Some Mesolithic sites, such as Bolsay (Mithen 2000) and Newton (McCullagh 1989) on Islay and Kinlochon Rum (Wickham Jones 1990) continued to be visited in the Neolithic. Shell middens at Cnoc Coig on Oronsay and Raschoille cave and Carding Mill Bay near Oban also straddle Mesolithic-Neolithic transition, although the nature of their use in the Neolithic in certain cases may be altogether different from that of the Mesolithic (Milner and Craig 2009). More often than not the ‘Neolithic’ levels can be difficult to distinguish in regard to the nature of the stone artefact assemblages (Armit and Finlayson 1992), this stressing the need for rigorous sampling and dating of the entire stratigraphic sequences on such sites.

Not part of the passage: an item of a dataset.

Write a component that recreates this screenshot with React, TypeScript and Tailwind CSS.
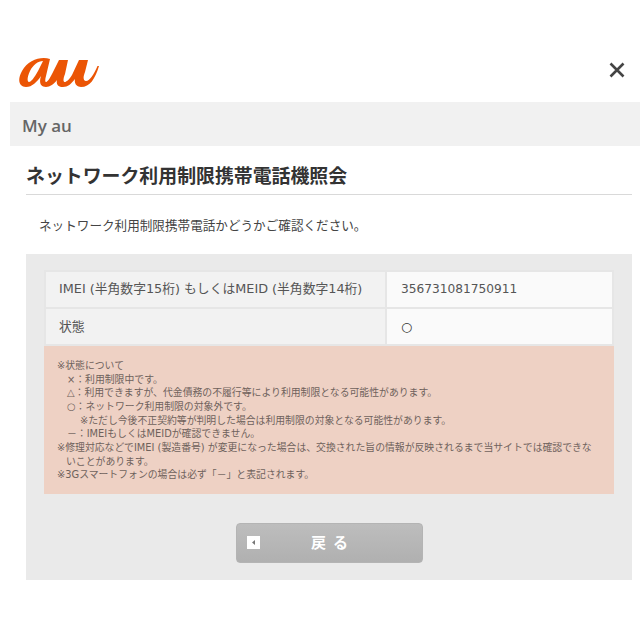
const AuLogo = () => (
  <svg width="80" height="31" viewBox="0 0 80 31" className="block">
    <path
      fill="#EB5505"
      fillRule="evenodd"
      d="M31 2 C22 -1 9 3 3 14 C-2 23 0 30 7 30 C13 30 18 25 22 19 C20 25 21 30 27 30 C31 30 35 27 38 23 C37 27 39 30 44 30 C49 30 52 27 56 22 C55 27 58 30 62 30 C71 30 76 22 80 9 L78.5 9 C75 17 71 24 67 24 C64 24 64 20 66 15 L69 3 L60 3 L53 18 C50 23 47 25 46 25 C44 25 44 22 46 17 L49 3 L40 3 L33 17 C30 23 28 25 27 25 C26 25 26 22 27 19 Z M24 4 L19 14 C15 21 12 25 10 25 C8 25 8 20 11 14 C14 8 19 4 24 4 Z"
    />
  </svg>
);

export default function App() {
  return (
    <div className="w-[640px] h-[640px] bg-white pt-[55px] font-['DejaVu_Sans','Noto_Sans_CJK_JP',sans-serif] overflow-hidden">
      <div className="flex justify-between items-start h-[47px] pt-[2px] pl-[19px] pr-[15px]">
        <AuLogo />
        <svg width="16" height="16" viewBox="0 0 16 16" className="mt-[5px]">
          <path d="M1.5 1.5 L14.5 14.5 M14.5 1.5 L1.5 14.5" stroke="#444" strokeWidth="2.6" fill="none" />
        </svg>
      </div>
      <div className="ml-[10px] h-[44px] bg-[#f1f1f1] flex items-center pl-[12px] pt-[3px]">
        <span className="text-[17px] font-semibold text-[#666] font-['Open_Sans',sans-serif]">My au</span>
      </div>
      <div className="ml-[26px] mr-[8px]">
        <h1 className="h-[49px] pt-[17px] text-[18.9px] leading-[26px] font-bold text-[#333] border-b border-[#d9d9d9]">
          ネットワーク利用制限携帯電話機照会
        </h1>
        <p className="pl-[13px] pt-[21px] h-[59px] text-[12.6px] leading-[20px] text-[#444]">
          ネットワーク利用制限携帯電話かどうかご確認ください。
        </p>
        <div className="h-[326px] bg-[#eaeaea] pt-[16px] px-[18px]">
          <table className="w-[570px] table-fixed border-collapse text-[12.8px] text-[#555]">
            <tbody>
              <tr className="h-[37px]">
                <td className="w-[341px] bg-[#f2f2f2] border-2 border-[#e6e6e6] pl-[13px] pb-[1px]">
                  IMEI (半角数字15桁) もしくはMEID (半角数字14桁)
                </td>
                <td className="bg-[#fafafa] border-2 border-[#e6e6e6] pl-[14px] pb-[1px] text-[12.2px]">356731081750911</td>
              </tr>
              <tr className="h-[37px]">
                <td className="bg-[#f2f2f2] border-2 border-[#e6e6e6] pl-[13px]">状態</td>
                <td className="bg-[#fafafa] border-2 border-[#e6e6e6] pl-[14px] text-[#333]">○</td>
              </tr>
            </tbody>
          </table>
          <div className="w-[570px] h-[148px] bg-[#eed1c4] pt-[13px] pl-[13px] pr-[18px] text-[9.85px] leading-[13.65px] text-[#6e625c]">
            <p>※状態について</p>
            <p className="pl-[10px]">×：利用制限中です。</p>
            <p className="pl-[10px]">△：利用できますが、代金債務の不履行等により利用制限となる可能性があります。</p>
            <p className="pl-[10px]">○：ネットワーク利用制限の対象外です。</p>
            <p className="pl-[23px]">※ただし今後不正契約等が判明した場合は利用制限の対象となる可能性があります。</p>
            <p className="pl-[10px]">－：IMEIもしくはMEIDが確認できません。</p>
            <p className="pl-[9px] -indent-[9px]">※修理対応などでIMEI (製造番号) が変更になった場合は、交換された旨の情報が反映されるまで当サイトでは確認できないことがあります。</p>
            <p>※3Gスマートフォンの場合は必ず「－」と表記されます。</p>
          </div>
          <div className="flex pt-[29px] pl-[192px]">
            <button className="relative w-[187px] h-[40px] rounded-[4px] bg-gradient-to-b from-[#bdbdbd] to-[#b0b0b0] border border-[#b4b4b4] flex items-center justify-center text-white text-[15px] font-bold tracking-[7px] pl-[7px]">
              <span className="absolute left-[10px] top-[12px] w-[13px] h-[13px] bg-white flex items-center justify-center">
                <svg width="5" height="5" viewBox="0 0 5 5"><path d="M4 0 L1 2.5 L4 5 Z" fill="#777" /></svg>
              </span>
              戻る
            </button>
          </div>
        </div>
      </div>
    </div>
  );
}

Early Neolithic artefact types, such as pottery, polished axeheads, leaf-shaped arrowheads, and plano-convex knives are indicators of change because these are absent in the Mesolithic (Figure 30). They are also useful in demonstrating contacts between different regions, as is the case with the Irish porcellanite and continental jadeitite axes in Argyll for example (Sheridan and Pailler 2012). Few examples of carved stone balls found in Argyll point to contacts with the east of Scotland and the Northern Isles (Marshall and Taylor 1977). In contrast the presence of the type technologies traditionally seen as ‘classic’ Mesolithic, such as narrow blade technology can occur either residually may have continued in use with the Neolithic and later periods.

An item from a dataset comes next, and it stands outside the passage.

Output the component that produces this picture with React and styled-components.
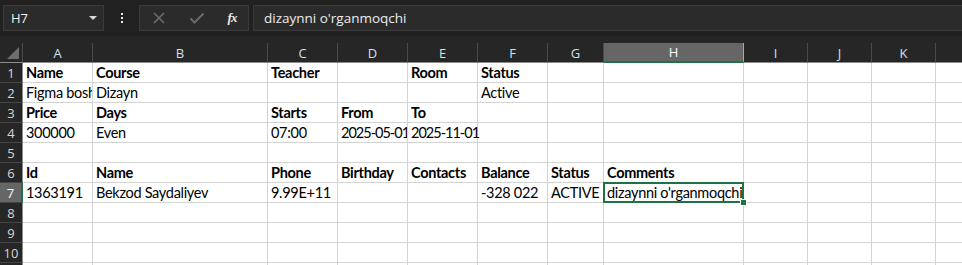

Pottery is relatively rare other than within funerary monuments, but when it occurs it can distinguish between Mesolithic and Neolithic deposits. At Newton on Islay, for instance, the presence/absence of pottery was used to distinguish some pits as Neolithic and others as Mesolithic (McCullagh 1989). Similarly the presence of pottery was used as the main demarcation between the Mesolithic and the Neolithic levels at Kinloch, Rum, (Armit and Finlayson 1992). At Rubha Port an t-Seilich on Islay, where there is both late Glacial and Mesolithic deposits with culturally diagnostic chipped stone artefacts and secure dating, a fragment of what is likely to be early Bronze Age pottery was nevertheless recovered during excavation indicating later prehistoric activity.

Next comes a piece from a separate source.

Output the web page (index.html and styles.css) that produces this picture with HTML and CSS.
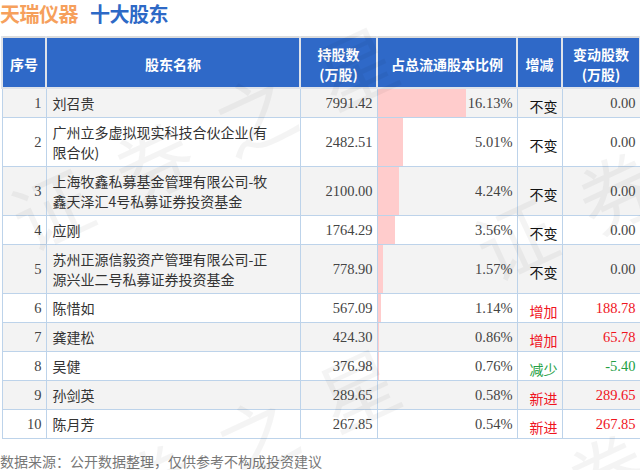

In summary, the Mesolithic record is dominated by scatters of chipped stone artefacts derived from a range of manufacturing techniques including platform-core and bipolar technology. Designating these as necessarily Mesolithic in a chronological sense is problematic because such technology might continue in to later prehistory, while other Mesolithic sites (in the chronological sense) might be neglected because of an absence of evidence for such manufacturing techniques. The Early Neolithic is denoted by a series of type artefacts, although the absence of these might not preclude the possibility of a site as being of Neolithic date. The distribution of sites will be biased by numerous factors, including the extent and nature of farming activity, urban development and archaeological research. In the Neolithic there is an additional bias towards highly visible mortuary monuments in comparison to a very few known settlement sites.